▶ [YOUR TASK] Quote each line of the material verbatim, without the pictures.

----------

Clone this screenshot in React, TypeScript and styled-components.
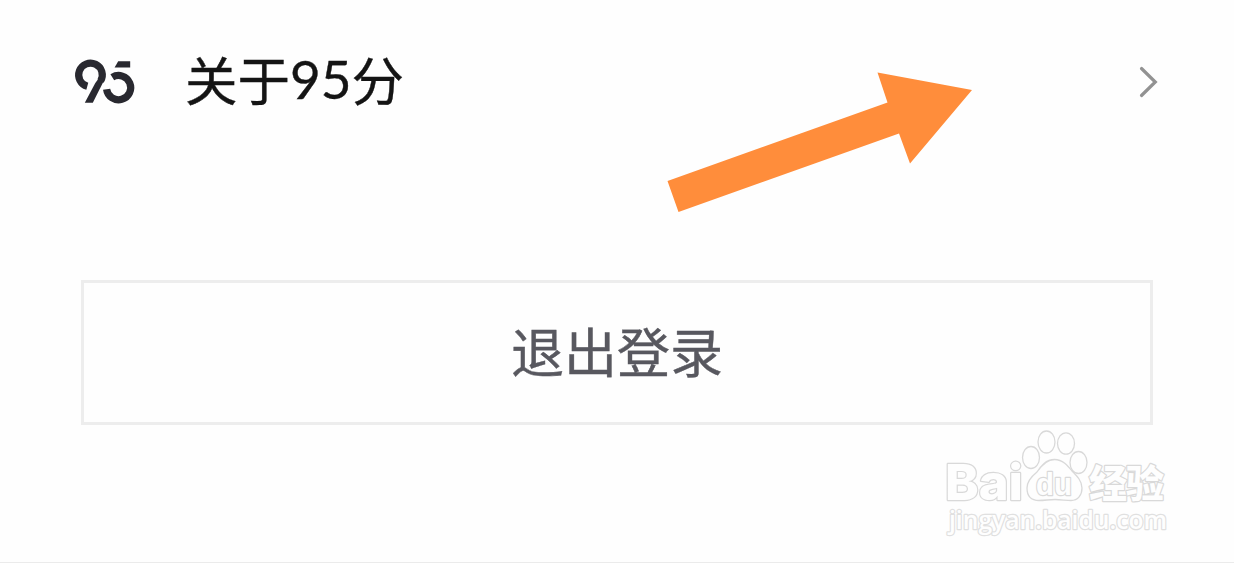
import * as React from "react";
import styled, {createGlobalStyle} from "styled-components";

class App extends React.Component {
  public render() {
    return (
      <Page>
        <GlobalStyle />
        {this.renderAboutRow()}
        {this.renderLogout()}
        {this.renderArrow()}
        {this.renderWatermark()}
      </Page>
    );
  }

  private renderAboutRow = () => {
    return (
      <Row>
        <Logo viewBox="0 0 64 48">
          <path d="M15.3 28.3A11.8 11.8 0 1 1 28.6 23" />
          <polygon points="12.8,44.8 23.3,25 27,20 33,20.5 20.8,44.8" />
          <path d="M40.3 19.3A12.1 12.1 0 1 1 34.6 31.2" />
          <polygon points="46.2,3.2 58.2,3.2 58.2,9.4 42.6,9.4" />
        </Logo>
        <RowTitle>
          关于<Digits>95</Digits>分
        </RowTitle>
        <Chevron viewBox="0 0 20 32">
          <path d="M2.5 2.5L16.3 16L2.5 29.5" />
        </Chevron>
      </Row>
    );
  };

  private renderLogout = () => {
    return <LogoutButton>退出登录</LogoutButton>;
  };

  private renderArrow = () => {
    return (
      <Arrow viewBox="0 0 308 144">
        <polygon points="0.5,111 220.5,32.5 210.5,2.5 305,20 243,93.5 232,63.5 11.5,142" />
      </Arrow>
    );
  };

  private renderWatermark = () => {
    return (
      <Watermark viewBox="0 0 230 115">
        <Brand x="5" y="74.5" textLength="78" lengthAdjust="spacingAndGlyphs">
          Bai
        </Brand>
        <ellipse cx="91" cy="32.5" rx="8.5" ry="11" />
        <ellipse cx="106.5" cy="17" rx="8.5" ry="11" />
        <ellipse cx="126" cy="18.5" rx="8.5" ry="10.7" />
        <ellipse cx="138.5" cy="37.5" rx="8.5" ry="11" />
        <path d="M114.5 34.5C106 34.5 101 41 97 47C92 51 87 56 87 63C87 71 91 75.5 99 75.5C105 75.5 109 74.5 115 74.5C121 74.5 126 75.5 131 75.5C138 75.5 142 70 142 63C142 56 137 51 132 46C128 41 123 34.5 114.5 34.5Z" />
        <Du x="96" y="69.5" textLength="36" lengthAdjust="spacingAndGlyphs">
          du
        </Du>
        <Chinese x="149" y="71.5" textLength="75">
          经验
        </Chinese>
        <Domain x="9" y="104" textLength="218" lengthAdjust="spacingAndGlyphs">
          jingyan.baidu.com
        </Domain>
      </Watermark>
    );
  };
}

const GlobalStyle = createGlobalStyle`
  body {
    margin: 0;
    background: #fefefe;
  }
`;

const Page = styled.div`
  position: relative;
  box-sizing: border-box;
  height: 563px;
  padding: 42px 81px 0;
  overflow: hidden;
  border-bottom: 1px solid #ebebeb;
  font-family: "Noto Sans CJK SC", sans-serif;
`;

const Row = styled.div`
  display: flex;
  align-items: center;
  height: 80px;
  margin: 0 -6px 0 -9px;
`;

const Logo = styled.svg`
  width: 64px;
  height: 48px;
  margin-right: 49px;

  path {
    fill: none;
    stroke: #292930;
    stroke-width: 7.2;
  }

  polygon {
    fill: #292930;
  }
`;

const RowTitle = styled.span`
  flex: 1;
  padding-bottom: 8px;
  color: #141414;
  font-size: 52.5px;
  line-height: 80px;
  white-space: nowrap;
  -webkit-text-stroke: 0.4px #141414;
`;

const Digits = styled.span`
  font-family: Lato, sans-serif;
  font-size: 53px;
  line-height: 1;
  vertical-align: 2px;
`;

const Chevron = styled.svg`
  width: 20px;
  height: 32px;

  path {
    fill: none;
    stroke: #929292;
    stroke-width: 3.2;
    stroke-linecap: round;
  }
`;

const LogoutButton = styled.button`
  display: flex;
  align-items: center;
  justify-content: center;
  box-sizing: border-box;
  width: 1072px;
  height: 145px;
  margin-top: 158px;
  padding: 0 0 5px;
  border: 3px solid #ededed;
  background: #fefefe;
  color: #58585f;
  font-family: inherit;
  font-size: 53px;
  -webkit-text-stroke: 0.4px #58585f;
`;

const Arrow = styled.svg`
  position: absolute;
  left: 667px;
  top: 70px;
  width: 308px;
  height: 144px;
  fill: #ff8d3b;
`;

const Watermark = styled.svg`
  position: absolute;
  left: 940px;
  top: 425px;
  width: 230px;
  height: 115px;
  overflow: visible;
  fill: #fefefe;
  stroke: #d9d9d9;
  stroke-width: 1.3;

  text {
    paint-order: stroke;
    stroke-width: 2.4;
    stroke-linejoin: round;
  }
`;

const Brand = styled.text`
  font-family: Inter, sans-serif;
  font-size: 50px;
  font-weight: 800;
`;

const Du = styled.text`
  font-family: "Liberation Sans", sans-serif;
  font-size: 31px;
  font-weight: bold;
`;

const Chinese = styled.text`
  font-family: "Noto Sans CJK SC", sans-serif;
  font-size: 38px;
  font-weight: 900;
`;

const Domain = styled.text`
  font-family: "Open Sans", sans-serif;
  font-size: 25px;
  font-weight: 600;
  stroke: #e0e0e0;
`;

export default App;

----------

▶ [RESULT FOR THIS EXERCISE]
Clone this screenshot in React, TypeScript and styled-components.
import * as React from "react";
import styled, {createGlobalStyle} from "styled-components";

class App extends React.Component {
  public render() {
    return (
      <Page>
        <GlobalStyle />
        {this.renderAboutRow()}
        {this.renderLogout()}
        {this.renderArrow()}
        {this.renderWatermark()}
      </Page>
    );
  }

  private renderAboutRow = () => {
    return (
      <Row>
        <Logo viewBox="0 0 64 48">
          <path d="M15.3 28.3A11.8 11.8 0 1 1 28.6 23" />
          <polygon points="12.8,44.8 23.3,25 27,20 33,20.5 20.8,44.8" />
          <path d="M40.3 19.3A12.1 12.1 0 1 1 34.6 31.2" />
          <polygon points="46.2,3.2 58.2,3.2 58.2,9.4 42.6,9.4" />
        </Logo>
        <RowTitle>
          关于<Digits>95</Digits>分
        </RowTitle>
        <Chevron viewBox="0 0 20 32">
          <path d="M2.5 2.5L16.3 16L2.5 29.5" />
        </Chevron>
      </Row>
    );
  };

  private renderLogout = () => {
    return <LogoutButton>退出登录</LogoutButton>;
  };

  private renderArrow = () => {
    return (
      <Arrow viewBox="0 0 308 144">
        <polygon points="0.5,111 220.5,32.5 210.5,2.5 305,20 243,93.5 232,63.5 11.5,142" />
      </Arrow>
    );
  };

  private renderWatermark = () => {
    return (
      <Watermark viewBox="0 0 230 115">
        <Brand x="5" y="74.5" textLength="78" lengthAdjust="spacingAndGlyphs">
          Bai
        </Brand>
        <ellipse cx="91" cy="32.5" rx="8.5" ry="11" />
        <ellipse cx="106.5" cy="17" rx="8.5" ry="11" />
        <ellipse cx="126" cy="18.5" rx="8.5" ry="10.7" />
        <ellipse cx="138.5" cy="37.5" rx="8.5" ry="11" />
        <path d="M114.5 34.5C106 34.5 101 41 97 47C92 51 87 56 87 63C87 71 91 75.5 99 75.5C105 75.5 109 74.5 115 74.5C121 74.5 126 75.5 131 75.5C138 75.5 142 70 142 63C142 56 137 51 132 46C128 41 123 34.5 114.5 34.5Z" />
        <Du x="96" y="69.5" textLength="36" lengthAdjust="spacingAndGlyphs">
          du
        </Du>
        <Chinese x="149" y="71.5" textLength="75">
          经验
        </Chinese>
        <Domain x="9" y="104" textLength="218" lengthAdjust="spacingAndGlyphs">
          jingyan.baidu.com
        </Domain>
      </Watermark>
    );
  };
}

const GlobalStyle = createGlobalStyle`
  body {
    margin: 0;
    background: #fefefe;
  }
`;

const Page = styled.div`
  position: relative;
  box-sizing: border-box;
  height: 563px;
  padding: 42px 81px 0;
  overflow: hidden;
  border-bottom: 1px solid #ebebeb;
  font-family: "Noto Sans CJK SC", sans-serif;
`;

const Row = styled.div`
  display: flex;
  align-items: center;
  height: 80px;
  margin: 0 -6px 0 -9px;
`;

const Logo = styled.svg`
  width: 64px;
  height: 48px;
  margin-right: 49px;

  path {
    fill: none;
    stroke: #292930;
    stroke-width: 7.2;
  }

  polygon {
    fill: #292930;
  }
`;

const RowTitle = styled.span`
  flex: 1;
  padding-bottom: 8px;
  color: #141414;
  font-size: 52.5px;
  line-height: 80px;
  white-space: nowrap;
  -webkit-text-stroke: 0.4px #141414;
`;

const Digits = styled.span`
  font-family: Lato, sans-serif;
  font-size: 53px;
  line-height: 1;
  vertical-align: 2px;
`;

const Chevron = styled.svg`
  width: 20px;
  height: 32px;

  path {
    fill: none;
    stroke: #929292;
    stroke-width: 3.2;
    stroke-linecap: round;
  }
`;

const LogoutButton = styled.button`
  display: flex;
  align-items: center;
  justify-content: center;
  box-sizing: border-box;
  width: 1072px;
  height: 145px;
  margin-top: 158px;
  padding: 0 0 5px;
  border: 3px solid #ededed;
  background: #fefefe;
  color: #58585f;
  font-family: inherit;
  font-size: 53px;
  -webkit-text-stroke: 0.4px #58585f;
`;

const Arrow = styled.svg`
  position: absolute;
  left: 667px;
  top: 70px;
  width: 308px;
  height: 144px;
  fill: #ff8d3b;
`;

const Watermark = styled.svg`
  position: absolute;
  left: 940px;
  top: 425px;
  width: 230px;
  height: 115px;
  overflow: visible;
  fill: #fefefe;
  stroke: #d9d9d9;
  stroke-width: 1.3;

  text {
    paint-order: stroke;
    stroke-width: 2.4;
    stroke-linejoin: round;
  }
`;

const Brand = styled.text`
  font-family: Inter, sans-serif;
  font-size: 50px;
  font-weight: 800;
`;

const Du = styled.text`
  font-family: "Liberation Sans", sans-serif;
  font-size: 31px;
  font-weight: bold;
`;

const Chinese = styled.text`
  font-family: "Noto Sans CJK SC", sans-serif;
  font-size: 38px;
  font-weight: 900;
`;

const Domain = styled.text`
  font-family: "Open Sans", sans-serif;
  font-size: 25px;
  font-weight: 600;
  stroke: #e0e0e0;
`;

export default App;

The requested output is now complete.